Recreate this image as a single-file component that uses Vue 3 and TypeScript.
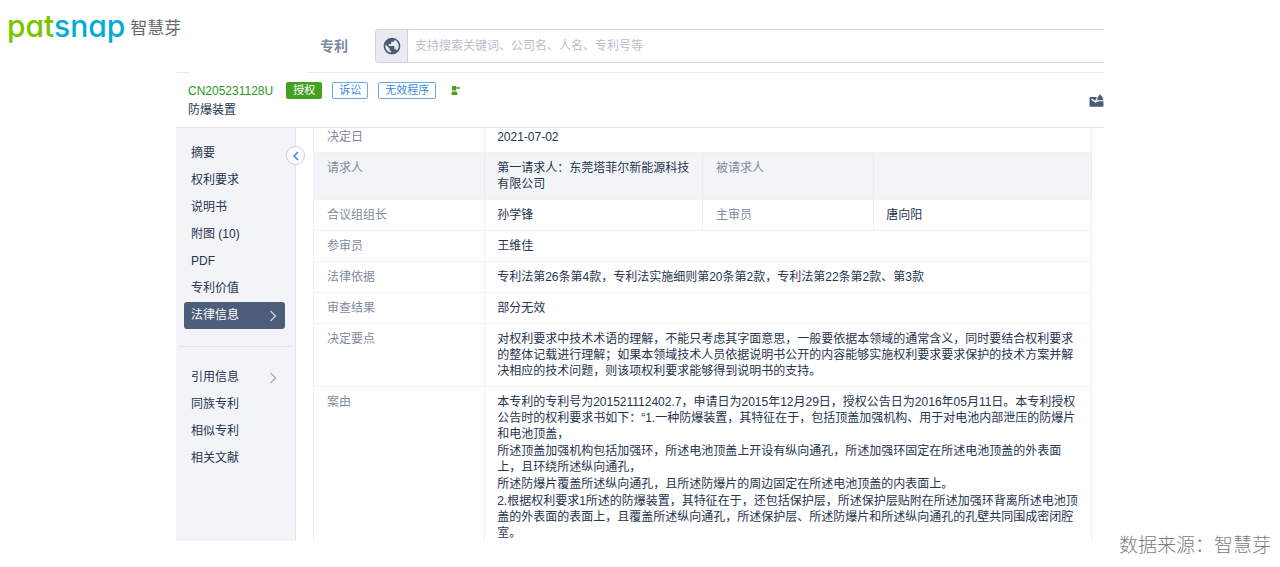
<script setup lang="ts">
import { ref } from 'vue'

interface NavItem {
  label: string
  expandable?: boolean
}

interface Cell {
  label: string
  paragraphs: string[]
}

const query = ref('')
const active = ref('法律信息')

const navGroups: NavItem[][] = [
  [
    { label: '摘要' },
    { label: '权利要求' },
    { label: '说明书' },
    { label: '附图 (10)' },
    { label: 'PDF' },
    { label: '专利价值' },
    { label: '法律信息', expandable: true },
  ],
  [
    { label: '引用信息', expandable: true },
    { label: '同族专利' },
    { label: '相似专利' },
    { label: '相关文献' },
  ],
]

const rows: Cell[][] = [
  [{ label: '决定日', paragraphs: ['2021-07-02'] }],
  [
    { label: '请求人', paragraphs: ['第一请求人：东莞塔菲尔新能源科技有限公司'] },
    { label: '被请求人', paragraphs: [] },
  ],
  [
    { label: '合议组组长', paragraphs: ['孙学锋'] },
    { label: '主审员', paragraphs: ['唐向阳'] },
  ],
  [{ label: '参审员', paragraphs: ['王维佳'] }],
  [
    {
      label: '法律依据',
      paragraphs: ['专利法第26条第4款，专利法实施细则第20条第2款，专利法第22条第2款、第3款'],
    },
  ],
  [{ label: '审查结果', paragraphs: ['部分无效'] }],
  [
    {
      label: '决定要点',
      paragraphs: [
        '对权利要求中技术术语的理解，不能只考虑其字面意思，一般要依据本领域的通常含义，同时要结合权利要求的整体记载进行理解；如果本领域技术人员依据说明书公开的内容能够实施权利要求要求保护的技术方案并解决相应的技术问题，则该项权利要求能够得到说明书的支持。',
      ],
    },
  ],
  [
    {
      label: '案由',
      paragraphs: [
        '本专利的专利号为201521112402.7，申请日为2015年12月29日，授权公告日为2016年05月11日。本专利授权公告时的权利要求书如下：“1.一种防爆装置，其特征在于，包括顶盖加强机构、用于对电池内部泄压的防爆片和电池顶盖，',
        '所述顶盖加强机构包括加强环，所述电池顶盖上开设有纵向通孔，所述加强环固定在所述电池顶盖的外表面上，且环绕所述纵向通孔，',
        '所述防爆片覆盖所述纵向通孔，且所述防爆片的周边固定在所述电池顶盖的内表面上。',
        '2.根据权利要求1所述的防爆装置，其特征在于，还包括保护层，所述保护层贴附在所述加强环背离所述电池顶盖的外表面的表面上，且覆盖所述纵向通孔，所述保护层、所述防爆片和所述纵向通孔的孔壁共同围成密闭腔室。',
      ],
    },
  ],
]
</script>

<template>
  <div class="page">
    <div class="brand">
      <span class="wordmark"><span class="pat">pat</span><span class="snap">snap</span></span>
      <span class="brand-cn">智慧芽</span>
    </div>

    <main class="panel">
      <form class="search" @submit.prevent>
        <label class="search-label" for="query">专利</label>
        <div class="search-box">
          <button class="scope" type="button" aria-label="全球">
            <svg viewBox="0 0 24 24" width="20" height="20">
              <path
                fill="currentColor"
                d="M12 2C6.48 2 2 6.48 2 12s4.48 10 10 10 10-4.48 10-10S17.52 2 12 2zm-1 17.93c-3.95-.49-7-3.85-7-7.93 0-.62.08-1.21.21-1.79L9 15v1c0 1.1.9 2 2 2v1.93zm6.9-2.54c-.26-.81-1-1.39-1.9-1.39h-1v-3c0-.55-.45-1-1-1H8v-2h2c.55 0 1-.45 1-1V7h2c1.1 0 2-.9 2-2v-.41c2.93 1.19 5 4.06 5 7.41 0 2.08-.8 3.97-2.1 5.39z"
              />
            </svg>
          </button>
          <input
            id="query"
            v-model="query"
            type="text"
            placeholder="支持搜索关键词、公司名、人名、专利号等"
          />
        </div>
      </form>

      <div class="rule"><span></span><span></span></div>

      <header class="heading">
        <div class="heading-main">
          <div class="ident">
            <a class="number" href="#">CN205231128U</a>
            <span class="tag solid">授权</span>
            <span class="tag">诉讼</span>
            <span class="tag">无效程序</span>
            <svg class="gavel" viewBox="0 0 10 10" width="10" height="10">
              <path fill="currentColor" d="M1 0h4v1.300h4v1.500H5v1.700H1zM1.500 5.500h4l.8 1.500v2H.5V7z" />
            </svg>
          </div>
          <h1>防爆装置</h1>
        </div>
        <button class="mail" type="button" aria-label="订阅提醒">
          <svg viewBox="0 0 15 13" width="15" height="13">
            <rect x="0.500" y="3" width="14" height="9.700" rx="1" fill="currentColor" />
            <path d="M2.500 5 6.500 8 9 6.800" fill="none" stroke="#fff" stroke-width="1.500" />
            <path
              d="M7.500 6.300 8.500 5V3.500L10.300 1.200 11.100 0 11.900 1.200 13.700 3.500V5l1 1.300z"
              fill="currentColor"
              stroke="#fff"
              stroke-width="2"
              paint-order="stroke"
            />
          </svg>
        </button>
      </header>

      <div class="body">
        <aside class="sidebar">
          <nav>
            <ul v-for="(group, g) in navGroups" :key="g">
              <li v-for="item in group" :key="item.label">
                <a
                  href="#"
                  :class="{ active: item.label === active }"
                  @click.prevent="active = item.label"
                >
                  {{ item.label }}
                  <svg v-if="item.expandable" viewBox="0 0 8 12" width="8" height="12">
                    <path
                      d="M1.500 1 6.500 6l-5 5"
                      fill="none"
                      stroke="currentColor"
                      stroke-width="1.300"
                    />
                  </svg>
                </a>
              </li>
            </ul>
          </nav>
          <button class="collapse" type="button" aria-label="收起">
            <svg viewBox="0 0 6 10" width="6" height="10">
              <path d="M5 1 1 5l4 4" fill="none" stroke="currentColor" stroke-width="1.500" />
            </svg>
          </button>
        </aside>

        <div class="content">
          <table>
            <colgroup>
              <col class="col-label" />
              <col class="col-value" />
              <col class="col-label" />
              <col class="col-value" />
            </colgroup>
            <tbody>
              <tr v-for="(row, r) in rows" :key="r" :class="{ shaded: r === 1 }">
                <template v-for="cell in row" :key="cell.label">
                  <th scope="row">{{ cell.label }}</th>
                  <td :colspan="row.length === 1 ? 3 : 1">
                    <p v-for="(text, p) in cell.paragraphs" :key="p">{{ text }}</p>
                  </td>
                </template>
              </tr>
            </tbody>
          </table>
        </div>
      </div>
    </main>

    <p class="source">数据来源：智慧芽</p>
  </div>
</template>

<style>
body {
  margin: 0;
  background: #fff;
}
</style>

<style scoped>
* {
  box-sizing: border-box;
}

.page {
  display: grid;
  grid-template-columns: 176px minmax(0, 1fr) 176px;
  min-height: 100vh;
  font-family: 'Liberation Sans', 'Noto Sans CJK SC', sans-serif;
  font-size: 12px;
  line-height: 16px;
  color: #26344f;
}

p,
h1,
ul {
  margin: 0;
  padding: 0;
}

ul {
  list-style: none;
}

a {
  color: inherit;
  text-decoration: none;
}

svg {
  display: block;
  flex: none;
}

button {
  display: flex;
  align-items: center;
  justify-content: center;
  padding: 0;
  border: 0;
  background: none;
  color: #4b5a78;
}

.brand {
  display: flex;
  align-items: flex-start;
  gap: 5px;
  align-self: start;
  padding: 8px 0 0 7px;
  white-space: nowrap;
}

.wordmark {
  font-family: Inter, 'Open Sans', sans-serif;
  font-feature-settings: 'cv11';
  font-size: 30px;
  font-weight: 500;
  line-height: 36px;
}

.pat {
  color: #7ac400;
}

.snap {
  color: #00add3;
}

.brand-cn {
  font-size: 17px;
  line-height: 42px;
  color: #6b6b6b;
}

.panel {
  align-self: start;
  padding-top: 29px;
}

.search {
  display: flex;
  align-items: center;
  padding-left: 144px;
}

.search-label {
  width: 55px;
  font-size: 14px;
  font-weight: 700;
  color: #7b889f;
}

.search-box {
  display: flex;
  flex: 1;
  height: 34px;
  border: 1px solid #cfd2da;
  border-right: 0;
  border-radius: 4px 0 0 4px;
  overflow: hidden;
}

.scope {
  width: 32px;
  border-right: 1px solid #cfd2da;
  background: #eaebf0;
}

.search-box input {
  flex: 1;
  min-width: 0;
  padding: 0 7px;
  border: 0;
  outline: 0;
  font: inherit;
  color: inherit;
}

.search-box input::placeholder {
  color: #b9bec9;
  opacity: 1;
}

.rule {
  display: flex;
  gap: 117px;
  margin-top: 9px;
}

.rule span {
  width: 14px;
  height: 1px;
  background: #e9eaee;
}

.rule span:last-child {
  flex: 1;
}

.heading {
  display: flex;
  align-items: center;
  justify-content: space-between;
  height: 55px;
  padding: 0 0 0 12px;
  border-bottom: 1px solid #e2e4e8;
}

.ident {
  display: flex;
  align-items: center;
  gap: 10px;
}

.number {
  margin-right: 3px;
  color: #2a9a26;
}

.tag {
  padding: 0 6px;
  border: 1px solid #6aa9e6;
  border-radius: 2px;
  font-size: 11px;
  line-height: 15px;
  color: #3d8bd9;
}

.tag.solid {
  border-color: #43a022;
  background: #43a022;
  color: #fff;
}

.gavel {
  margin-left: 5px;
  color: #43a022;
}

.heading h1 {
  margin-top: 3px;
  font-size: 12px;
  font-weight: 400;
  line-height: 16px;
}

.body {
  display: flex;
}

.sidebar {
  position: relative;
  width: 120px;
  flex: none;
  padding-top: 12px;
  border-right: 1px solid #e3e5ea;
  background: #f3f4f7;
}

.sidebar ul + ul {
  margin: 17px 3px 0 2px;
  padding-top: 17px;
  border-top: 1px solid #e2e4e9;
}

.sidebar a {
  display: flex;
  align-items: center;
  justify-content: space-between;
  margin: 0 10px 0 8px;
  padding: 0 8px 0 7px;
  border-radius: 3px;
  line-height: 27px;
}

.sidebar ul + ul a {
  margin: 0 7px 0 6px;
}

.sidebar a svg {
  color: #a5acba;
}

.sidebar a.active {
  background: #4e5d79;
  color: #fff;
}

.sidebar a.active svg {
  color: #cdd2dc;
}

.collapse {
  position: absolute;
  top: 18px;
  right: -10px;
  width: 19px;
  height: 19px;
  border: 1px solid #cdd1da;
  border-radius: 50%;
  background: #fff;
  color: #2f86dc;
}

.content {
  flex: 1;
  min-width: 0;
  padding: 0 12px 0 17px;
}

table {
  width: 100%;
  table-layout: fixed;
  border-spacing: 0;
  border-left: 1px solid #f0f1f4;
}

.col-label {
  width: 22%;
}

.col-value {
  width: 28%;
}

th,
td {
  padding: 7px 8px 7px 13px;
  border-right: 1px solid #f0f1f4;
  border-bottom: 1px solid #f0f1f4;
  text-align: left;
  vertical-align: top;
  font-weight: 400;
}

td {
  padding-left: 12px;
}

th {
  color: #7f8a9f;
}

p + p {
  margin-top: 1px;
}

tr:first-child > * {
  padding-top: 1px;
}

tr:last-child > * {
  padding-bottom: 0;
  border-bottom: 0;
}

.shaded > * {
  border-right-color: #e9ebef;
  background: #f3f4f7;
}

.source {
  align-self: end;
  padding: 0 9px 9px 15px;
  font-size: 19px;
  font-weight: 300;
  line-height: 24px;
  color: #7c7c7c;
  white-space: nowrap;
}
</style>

---

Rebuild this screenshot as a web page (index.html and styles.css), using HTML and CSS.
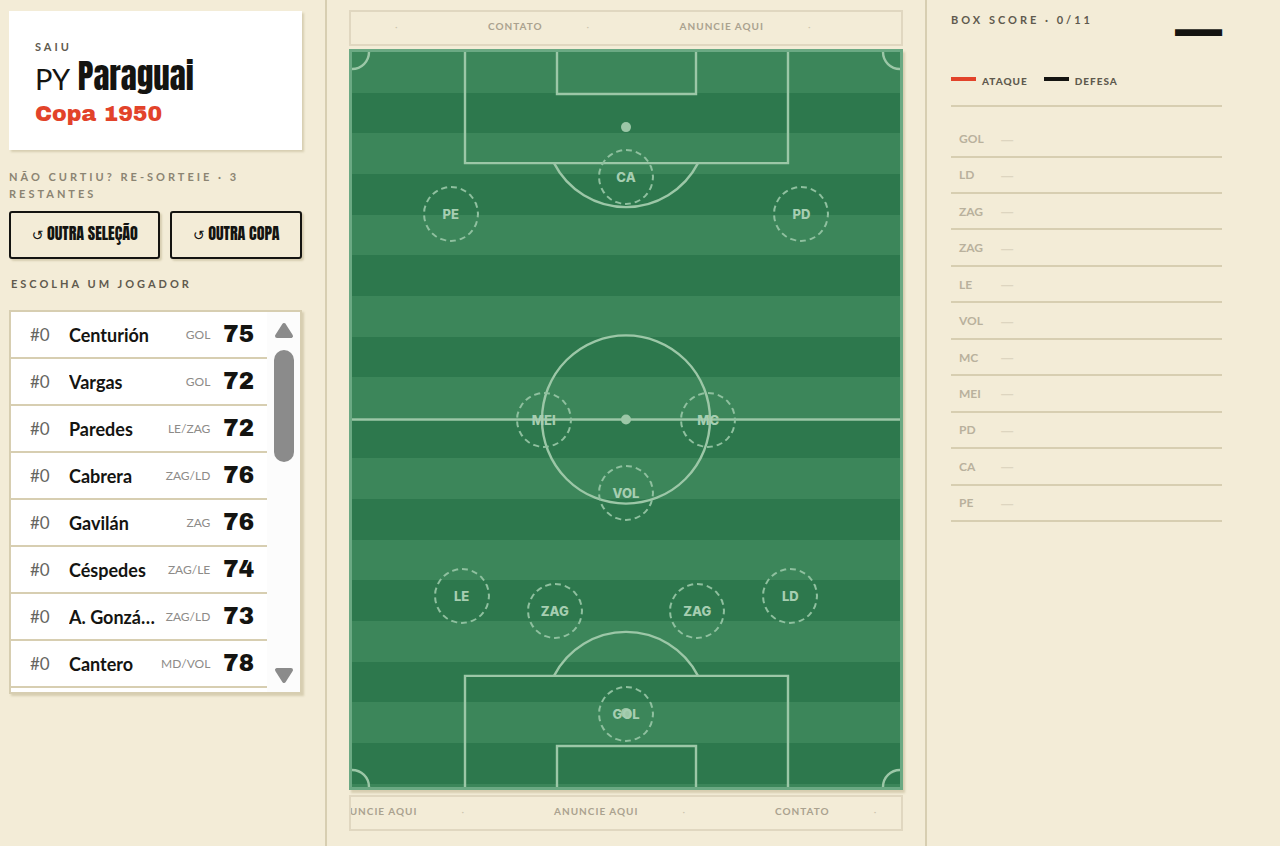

• _WHAT YOU WILL DO_
Read through the entries and copy each line in which "page" appears.

• _FINAL RESULT_
  <div class="page">
.page {
Rebuild this screenshot as a web page (index.html and styles.css), using HTML and CSS.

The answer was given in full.